The finding – that the dimensionality and structure, and thus the catalytic activity, of gold nanoclusters changes as the thickness of their supporting metal-oxide films is varied – is an important one in the rapidly developing field of nanotechnology.
This and further advances in nanocatalysis may lead to lowering the cost of manufacturing materials from plastics to fertilizers.
The research appeared in the July 21, 2006 issue of the journal Physical Review Letters.
"We've been searching for methods for controlling and tuning the nanocatalytic activity of gold nanoclusters," said Uzi Landman, director of the Center for Computational Materials Science and Regents' professor and Callaway chair of physics at Georgia Tech. "I believe the effect we discovered, whereby the structure and dimensionality of supported gold nanoclusters can be influenced and varied by the thickness of the underlying magnesium-oxide film may open new avenues for controlled nanocatalytic activity," he said.

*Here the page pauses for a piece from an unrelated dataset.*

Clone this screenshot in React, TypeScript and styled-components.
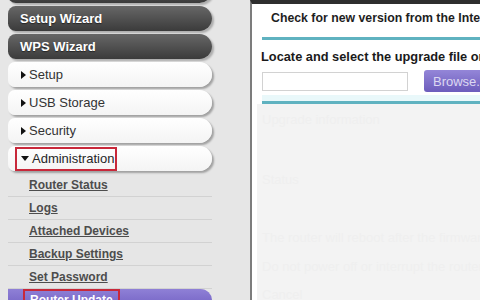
import styled, { createGlobalStyle } from 'styled-components';

const GlobalStyle = createGlobalStyle`
  html, body {
    margin: 0;
    padding: 0;
    background: #ffffff;
    font-family: "Liberation Sans", Arial, sans-serif;
  }
`;

const Page = styled.div`
  display: flex;
  width: 480px;
  height: 300px;
  overflow: hidden;
`;

const Sidebar = styled.nav`
  width: 250px;
  flex-shrink: 0;
  display: flex;
  flex-direction: column;
  gap: 3px;
  padding-left: 8px;
  box-sizing: border-box;
  background: #e6e6e6;
`;

const DarkButton = styled.div<{ $offset?: number }>`
  width: 204px;
  height: 25px;
  flex-shrink: 0;
  margin-top: ${p => p.$offset ?? 0}px;
  display: flex;
  align-items: center;
  padding-left: 12px;
  box-sizing: border-box;
  border-radius: 8px 13px 13px 8px;
  background: linear-gradient(#676767, #3b3b3b);
  box-shadow: 2px 2px 2px rgba(0, 0, 0, 0.25);
  color: #ffffff;
  font-size: 13px;
  font-weight: bold;
  text-shadow: 0 1px 1px rgba(0, 0, 0, 0.5);
`;

const LightButton = styled.div`
  width: 204px;
  height: 25px;
  flex-shrink: 0;
  display: flex;
  align-items: center;
  padding-left: 7px;
  box-sizing: border-box;
  border-radius: 7px 13px 13px 7px;
  background: linear-gradient(#ffffff, #f4f4f4);
  box-shadow: 2px 2px 2px rgba(0, 0, 0, 0.3);
  color: #333333;
  font-size: 13px;
`;

const Label = styled.span<{ $marked?: boolean }>`
  display: inline-flex;
  align-items: center;
  gap: 3px;
  height: 24px;
  box-sizing: border-box;
  padding: 0 1px 0 4px;
  border: 2px solid ${p => (p.$marked ? '#c8283a' : 'transparent')};
  color: ${p => (p.$marked ? '#262626' : '#333333')};
`;

const Arrow = styled.span<{ $open?: boolean }>`
  width: 0;
  height: 0;
  ${p =>
    p.$open
      ? `border-left: 4px solid transparent;
         border-right: 4px solid transparent;
         border-top: 5px solid #111;`
      : `border-top: 4px solid transparent;
         border-bottom: 4px solid transparent;
         border-left: 5px solid #111;`}
`;

const SubList = styled.ul`
  list-style: none;
  margin: 0;
  padding: 0;
  width: 204px;
`;

const SubItem = styled.li<{ $active?: boolean }>`
  height: 22px;
  display: flex;
  align-items: center;
  padding-left: ${p => (p.$active ? 15 : 21)}px;
  border-bottom: 1px solid #d2d2d2;
  border-radius: ${p => (p.$active ? '0 12px 12px 0' : '0')};
  background: ${p => (p.$active ? 'linear-gradient(#8f80d6, #6e5cc0)' : 'transparent')};
`;

const SubLink = styled.a<{ $active?: boolean }>`
  display: inline-flex;
  align-items: center;
  height: 22px;
  box-sizing: border-box;
  padding: 0 ${p => (p.$active ? '5px' : '0')};
  border: ${p => (p.$active ? '2px solid #c8283a' : 'none')};
  color: ${p => (p.$active ? '#ffffff' : '#4d4d4d')};
  font-size: 12px;
  font-weight: bold;
  text-decoration: underline;
`;

const Content = styled.main`
  flex: 1;
  display: flex;
  flex-direction: column;
  border-top: 4px solid #2e2e2e;
  border-left: 2px solid #7c7c7c;
  background: #ffffff;
  min-width: 0;
`;

const Header = styled.section`
  display: flex;
  flex-direction: column;
  white-space: nowrap;
`;

const CheckText = styled.div`
  margin: 6px 0 0 19px;
  line-height: 16px;
  font-size: 12.3px;
  font-weight: bold;
  color: #1e1e1e;
`;

const TealRule = styled.div<{ $top: number }>`
  margin: ${p => p.$top}px 0 0 10px;
  height: 3px;
  background: #5fb2c0;
`;

const LocateText = styled.div`
  margin: 9px 0 0 9px;
  line-height: 16px;
  font-size: 12.8px;
  font-weight: bold;
  color: #1a1a1a;
`;

const FileRow = styled.div`
  display: flex;
  align-items: flex-start;
  gap: 16px;
  margin: 5px 0 0 10px;
`;

const FileInput = styled.div`
  width: 146px;
  height: 19px;
  margin-top: 2px;
  flex-shrink: 0;
  border: 1px solid #d2d2d2;
  box-sizing: border-box;
  background: #ffffff;
`;

const BrowseButton = styled.button`
  width: 70px;
  height: 22px;
  flex-shrink: 0;
  padding: 0 0 0 9px;
  text-align: left;
  border: none;
  border-radius: 3px;
  background: linear-gradient(#9486d8, #6c5cbc);
  color: #dcd8f2;
  font-family: "Liberation Sans", Arial, sans-serif;
  font-size: 13px;
`;

const Glow = styled.div`
  margin: 3px 0 0 10px;
  height: 6px;
  background: #e9f8fa;
`;

const Lower = styled.section`
  flex: 1;
  margin-left: 5px;
  padding: 6px 0 0 5px;
  background: #f3f3f3;
  display: flex;
  flex-direction: column;
  white-space: nowrap;
  overflow: hidden;
`;

const Ghost = styled.div<{ $gap: number }>`
  margin-top: ${p => p.$gap}px;
  line-height: 16px;
  font-size: 13px;
  color: #efefef;
`;

const subLinks = ['Router Status', 'Logs', 'Attached Devices', 'Backup Settings', 'Set Password'];

export default function App() {
  return (
    <>
      <GlobalStyle />
      <Page>
        <Sidebar>
          <DarkButton $offset={-22}>Basic</DarkButton>
          <DarkButton>Setup Wizard</DarkButton>
          <DarkButton>WPS Wizard</DarkButton>
          <LightButton>
            <Label>
              <Arrow />
              Setup
            </Label>
          </LightButton>
          <LightButton>
            <Label>
              <Arrow />
              USB Storage
            </Label>
          </LightButton>
          <LightButton>
            <Label>
              <Arrow />
              Security
            </Label>
          </LightButton>
          <LightButton>
            <Label $marked>
              <Arrow $open />
              Administration
            </Label>
          </LightButton>
          <SubList>
            {subLinks.map(name => (
              <SubItem key={name}>
                <SubLink>{name}</SubLink>
              </SubItem>
            ))}
            <SubItem $active>
              <SubLink $active>Router Update</SubLink>
            </SubItem>
          </SubList>
        </Sidebar>
        <Content>
          <Header>
            <CheckText>Check for new version from the Internet</CheckText>
            <TealRule $top={11} />
            <LocateText>Locate and select the upgrade file on your hard disk:</LocateText>
            <FileRow>
              <FileInput />
              <BrowseButton>Browse...</BrowseButton>
            </FileRow>
            <Glow />
            <TealRule $top={0} />
          </Header>
          <Lower>
            <Ghost $gap={2}>Upgrade information</Ghost>
            <Ghost $gap={44}>Status</Ghost>
            <Ghost $gap={42}>The router will reboot after the firmware is loaded, please wait</Ghost>
            <Ghost $gap={13}>Do not power off or interrupt the router during upgrade process</Ghost>
            <Ghost $gap={12}>Cancel</Ghost>
          </Lower>
        </Content>
      </Page>
    </>
  );
}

Landman's research group has been exploring the catalytic properties of gold, which is inert in its bulk form, for about seven years. In 1999, along with the experimental group of Ueli Heiz and Wolf-Dieter Schneider at the University of Lausanne, Landman's group showed that gold exhibits remarkable catalytic capabilities to speed the rate of chemical reactions if it is clustered in groups of eight to about two dozen atoms in size.
Last year in the journal Science, the teams of Landman and Heiz (now at the Technical University of Munich) showed that this catalytic activity involves defects, in the form of missing oxygen atoms, in the catalytic bed on which the gold clusters rest. These defect sites, referred to as F-centers, serve as sites for the gold to anchor itself, giving the gold clusters a slight negative charge.
The charged gold transfers an electron to the reacting molecules, weakening the chemical bonds that keep them together. Once the bond is sufficiently weakened, it may be broken, allowing reactions to occur between the adsorbed reactants.
Now Landman's group has found that by using a thin catalytic bed with a thickness of up to 1 nanometer (nm), or 4-5 layers, of magnesium oxide, one may activate the gold nanoclusters which may act then as catalysts even if the bed is defect-free.
A model reaction tested in these studies is one where carbon monoxide and molecular oxygen combine to form carbon dioxide, even at low temperatures. In these reactions, the bond connecting the two atoms in the adsorbed oxygen molecule weakens, thus, promoting the reaction with CO.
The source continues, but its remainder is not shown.